**DATASET EXCERPT:**

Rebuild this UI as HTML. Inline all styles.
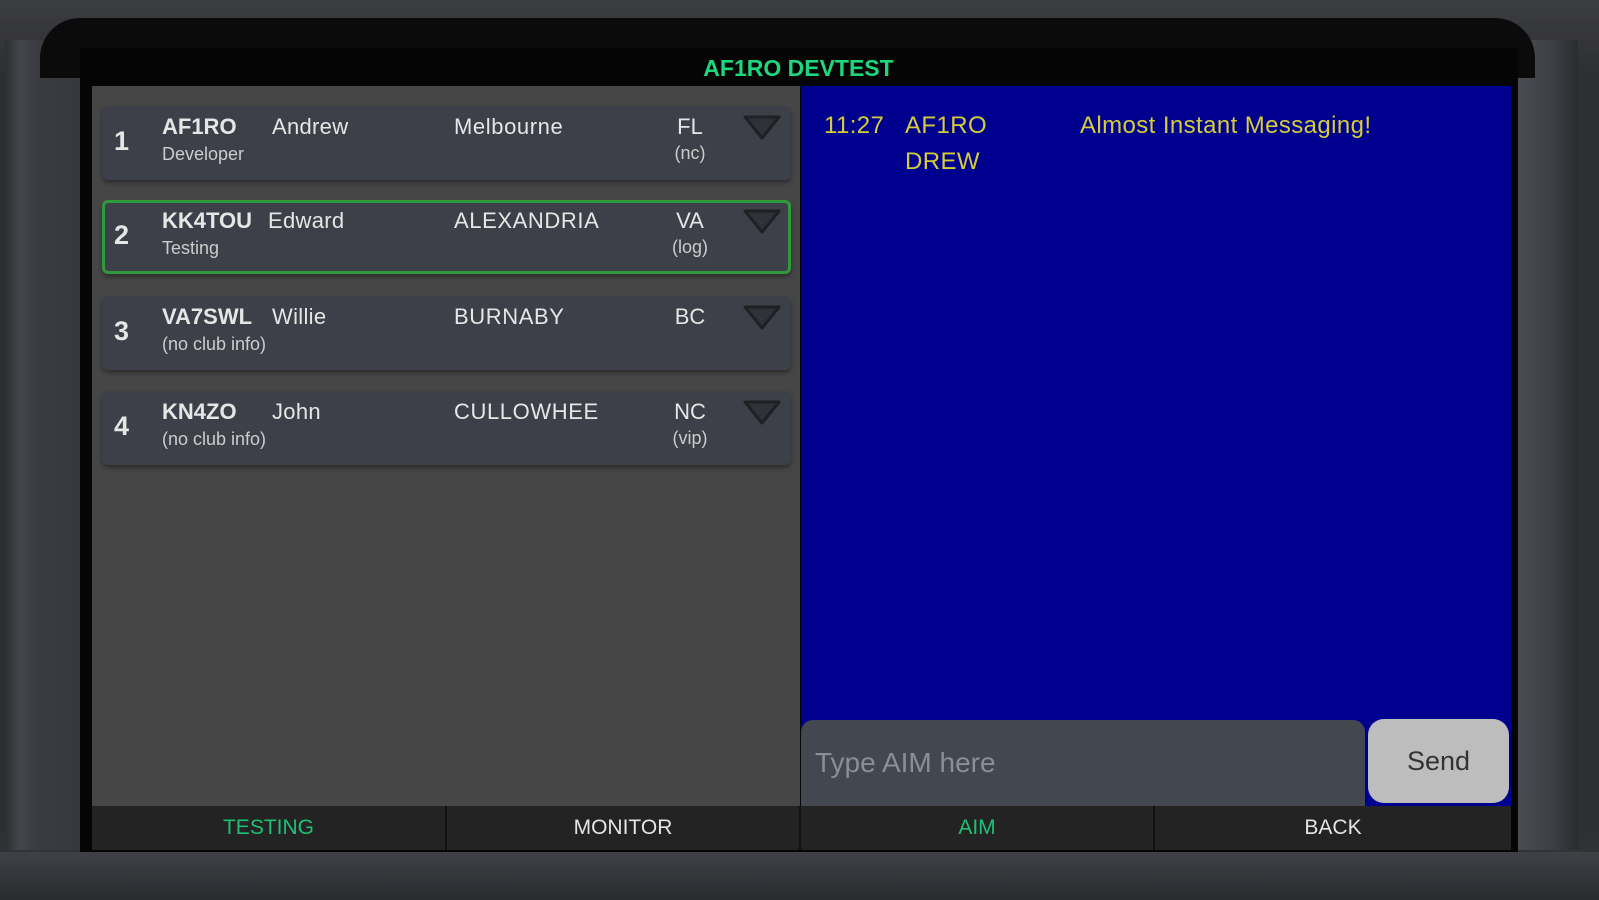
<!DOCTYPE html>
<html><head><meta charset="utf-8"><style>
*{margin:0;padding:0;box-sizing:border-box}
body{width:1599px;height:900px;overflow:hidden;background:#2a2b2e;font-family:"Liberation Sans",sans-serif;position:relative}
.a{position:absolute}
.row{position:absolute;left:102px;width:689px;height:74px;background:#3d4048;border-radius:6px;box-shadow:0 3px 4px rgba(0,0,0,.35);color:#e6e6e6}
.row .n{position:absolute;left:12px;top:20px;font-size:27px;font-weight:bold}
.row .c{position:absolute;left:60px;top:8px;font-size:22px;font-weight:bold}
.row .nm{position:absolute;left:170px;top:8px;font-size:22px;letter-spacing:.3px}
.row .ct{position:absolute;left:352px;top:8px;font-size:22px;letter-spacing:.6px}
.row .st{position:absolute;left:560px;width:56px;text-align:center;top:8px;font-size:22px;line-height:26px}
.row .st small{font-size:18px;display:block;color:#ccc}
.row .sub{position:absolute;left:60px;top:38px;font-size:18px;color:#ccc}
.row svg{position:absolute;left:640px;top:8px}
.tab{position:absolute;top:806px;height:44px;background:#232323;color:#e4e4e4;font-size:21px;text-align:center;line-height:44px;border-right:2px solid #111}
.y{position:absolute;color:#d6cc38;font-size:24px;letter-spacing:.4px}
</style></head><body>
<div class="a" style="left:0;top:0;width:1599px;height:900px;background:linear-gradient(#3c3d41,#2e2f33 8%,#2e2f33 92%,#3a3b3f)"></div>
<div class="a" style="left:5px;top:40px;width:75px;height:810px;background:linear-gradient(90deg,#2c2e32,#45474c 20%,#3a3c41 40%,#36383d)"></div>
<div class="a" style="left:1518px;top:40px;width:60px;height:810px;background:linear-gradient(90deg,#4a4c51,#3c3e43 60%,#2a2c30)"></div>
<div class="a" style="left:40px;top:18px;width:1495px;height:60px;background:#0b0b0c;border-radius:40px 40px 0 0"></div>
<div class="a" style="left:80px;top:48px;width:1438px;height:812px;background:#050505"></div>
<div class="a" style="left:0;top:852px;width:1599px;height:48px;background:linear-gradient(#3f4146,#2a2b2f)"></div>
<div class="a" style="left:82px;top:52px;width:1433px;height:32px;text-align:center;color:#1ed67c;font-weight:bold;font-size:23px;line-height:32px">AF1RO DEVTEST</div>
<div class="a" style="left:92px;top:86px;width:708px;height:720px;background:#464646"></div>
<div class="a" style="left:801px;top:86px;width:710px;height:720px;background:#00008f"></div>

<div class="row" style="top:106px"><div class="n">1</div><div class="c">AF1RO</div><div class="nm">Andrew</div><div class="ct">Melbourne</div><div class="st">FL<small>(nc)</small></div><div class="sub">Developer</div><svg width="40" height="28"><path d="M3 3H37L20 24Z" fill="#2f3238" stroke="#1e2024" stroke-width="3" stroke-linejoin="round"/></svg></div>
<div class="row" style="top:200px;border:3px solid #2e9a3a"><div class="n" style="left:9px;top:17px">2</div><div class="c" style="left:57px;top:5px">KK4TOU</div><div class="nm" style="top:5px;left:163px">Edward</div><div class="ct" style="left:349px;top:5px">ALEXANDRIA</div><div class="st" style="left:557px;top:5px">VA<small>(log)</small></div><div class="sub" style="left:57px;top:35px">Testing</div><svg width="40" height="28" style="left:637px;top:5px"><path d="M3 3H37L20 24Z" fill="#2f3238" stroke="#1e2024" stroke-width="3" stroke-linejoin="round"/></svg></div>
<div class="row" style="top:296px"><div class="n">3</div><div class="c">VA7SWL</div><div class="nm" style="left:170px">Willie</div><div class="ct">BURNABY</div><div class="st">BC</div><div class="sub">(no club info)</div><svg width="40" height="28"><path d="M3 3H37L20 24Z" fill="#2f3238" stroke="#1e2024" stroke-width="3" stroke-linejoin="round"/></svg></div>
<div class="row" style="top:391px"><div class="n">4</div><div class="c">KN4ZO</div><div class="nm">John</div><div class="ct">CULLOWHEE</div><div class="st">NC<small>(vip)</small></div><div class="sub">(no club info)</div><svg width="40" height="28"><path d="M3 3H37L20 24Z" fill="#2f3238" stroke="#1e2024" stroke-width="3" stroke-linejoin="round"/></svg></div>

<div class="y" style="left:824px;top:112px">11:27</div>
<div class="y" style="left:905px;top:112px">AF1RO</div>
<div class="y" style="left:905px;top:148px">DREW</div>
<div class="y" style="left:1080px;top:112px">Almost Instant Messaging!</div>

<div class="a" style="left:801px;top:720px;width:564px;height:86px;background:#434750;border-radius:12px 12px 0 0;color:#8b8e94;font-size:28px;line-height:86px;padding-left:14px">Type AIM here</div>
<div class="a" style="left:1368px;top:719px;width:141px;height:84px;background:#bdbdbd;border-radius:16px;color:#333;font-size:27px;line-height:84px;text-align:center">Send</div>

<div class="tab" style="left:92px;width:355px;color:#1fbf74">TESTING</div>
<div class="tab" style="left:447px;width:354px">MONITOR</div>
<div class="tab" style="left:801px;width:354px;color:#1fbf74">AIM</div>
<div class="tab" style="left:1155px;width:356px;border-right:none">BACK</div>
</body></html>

**EXERCISE:** Reproduce the whole listing exactly, but not the images in it.

**IN RESPONSE:**
Rebuild this UI as HTML. Inline all styles.
<!DOCTYPE html>
<html><head><meta charset="utf-8"><style>
*{margin:0;padding:0;box-sizing:border-box}
body{width:1599px;height:900px;overflow:hidden;background:#2a2b2e;font-family:"Liberation Sans",sans-serif;position:relative}
.a{position:absolute}
.row{position:absolute;left:102px;width:689px;height:74px;background:#3d4048;border-radius:6px;box-shadow:0 3px 4px rgba(0,0,0,.35);color:#e6e6e6}
.row .n{position:absolute;left:12px;top:20px;font-size:27px;font-weight:bold}
.row .c{position:absolute;left:60px;top:8px;font-size:22px;font-weight:bold}
.row .nm{position:absolute;left:170px;top:8px;font-size:22px;letter-spacing:.3px}
.row .ct{position:absolute;left:352px;top:8px;font-size:22px;letter-spacing:.6px}
.row .st{position:absolute;left:560px;width:56px;text-align:center;top:8px;font-size:22px;line-height:26px}
.row .st small{font-size:18px;display:block;color:#ccc}
.row .sub{position:absolute;left:60px;top:38px;font-size:18px;color:#ccc}
.row svg{position:absolute;left:640px;top:8px}
.tab{position:absolute;top:806px;height:44px;background:#232323;color:#e4e4e4;font-size:21px;text-align:center;line-height:44px;border-right:2px solid #111}
.y{position:absolute;color:#d6cc38;font-size:24px;letter-spacing:.4px}
</style></head><body>
<div class="a" style="left:0;top:0;width:1599px;height:900px;background:linear-gradient(#3c3d41,#2e2f33 8%,#2e2f33 92%,#3a3b3f)"></div>
<div class="a" style="left:5px;top:40px;width:75px;height:810px;background:linear-gradient(90deg,#2c2e32,#45474c 20%,#3a3c41 40%,#36383d)"></div>
<div class="a" style="left:1518px;top:40px;width:60px;height:810px;background:linear-gradient(90deg,#4a4c51,#3c3e43 60%,#2a2c30)"></div>
<div class="a" style="left:40px;top:18px;width:1495px;height:60px;background:#0b0b0c;border-radius:40px 40px 0 0"></div>
<div class="a" style="left:80px;top:48px;width:1438px;height:812px;background:#050505"></div>
<div class="a" style="left:0;top:852px;width:1599px;height:48px;background:linear-gradient(#3f4146,#2a2b2f)"></div>
<div class="a" style="left:82px;top:52px;width:1433px;height:32px;text-align:center;color:#1ed67c;font-weight:bold;font-size:23px;line-height:32px">AF1RO DEVTEST</div>
<div class="a" style="left:92px;top:86px;width:708px;height:720px;background:#464646"></div>
<div class="a" style="left:801px;top:86px;width:710px;height:720px;background:#00008f"></div>

<div class="row" style="top:106px"><div class="n">1</div><div class="c">AF1RO</div><div class="nm">Andrew</div><div class="ct">Melbourne</div><div class="st">FL<small>(nc)</small></div><div class="sub">Developer</div><svg width="40" height="28"><path d="M3 3H37L20 24Z" fill="#2f3238" stroke="#1e2024" stroke-width="3" stroke-linejoin="round"/></svg></div>
<div class="row" style="top:200px;border:3px solid #2e9a3a"><div class="n" style="left:9px;top:17px">2</div><div class="c" style="left:57px;top:5px">KK4TOU</div><div class="nm" style="top:5px;left:163px">Edward</div><div class="ct" style="left:349px;top:5px">ALEXANDRIA</div><div class="st" style="left:557px;top:5px">VA<small>(log)</small></div><div class="sub" style="left:57px;top:35px">Testing</div><svg width="40" height="28" style="left:637px;top:5px"><path d="M3 3H37L20 24Z" fill="#2f3238" stroke="#1e2024" stroke-width="3" stroke-linejoin="round"/></svg></div>
<div class="row" style="top:296px"><div class="n">3</div><div class="c">VA7SWL</div><div class="nm" style="left:170px">Willie</div><div class="ct">BURNABY</div><div class="st">BC</div><div class="sub">(no club info)</div><svg width="40" height="28"><path d="M3 3H37L20 24Z" fill="#2f3238" stroke="#1e2024" stroke-width="3" stroke-linejoin="round"/></svg></div>
<div class="row" style="top:391px"><div class="n">4</div><div class="c">KN4ZO</div><div class="nm">John</div><div class="ct">CULLOWHEE</div><div class="st">NC<small>(vip)</small></div><div class="sub">(no club info)</div><svg width="40" height="28"><path d="M3 3H37L20 24Z" fill="#2f3238" stroke="#1e2024" stroke-width="3" stroke-linejoin="round"/></svg></div>

<div class="y" style="left:824px;top:112px">11:27</div>
<div class="y" style="left:905px;top:112px">AF1RO</div>
<div class="y" style="left:905px;top:148px">DREW</div>
<div class="y" style="left:1080px;top:112px">Almost Instant Messaging!</div>

<div class="a" style="left:801px;top:720px;width:564px;height:86px;background:#434750;border-radius:12px 12px 0 0;color:#8b8e94;font-size:28px;line-height:86px;padding-left:14px">Type AIM here</div>
<div class="a" style="left:1368px;top:719px;width:141px;height:84px;background:#bdbdbd;border-radius:16px;color:#333;font-size:27px;line-height:84px;text-align:center">Send</div>

<div class="tab" style="left:92px;width:355px;color:#1fbf74">TESTING</div>
<div class="tab" style="left:447px;width:354px">MONITOR</div>
<div class="tab" style="left:801px;width:354px;color:#1fbf74">AIM</div>
<div class="tab" style="left:1155px;width:356px;border-right:none">BACK</div>
</body></html>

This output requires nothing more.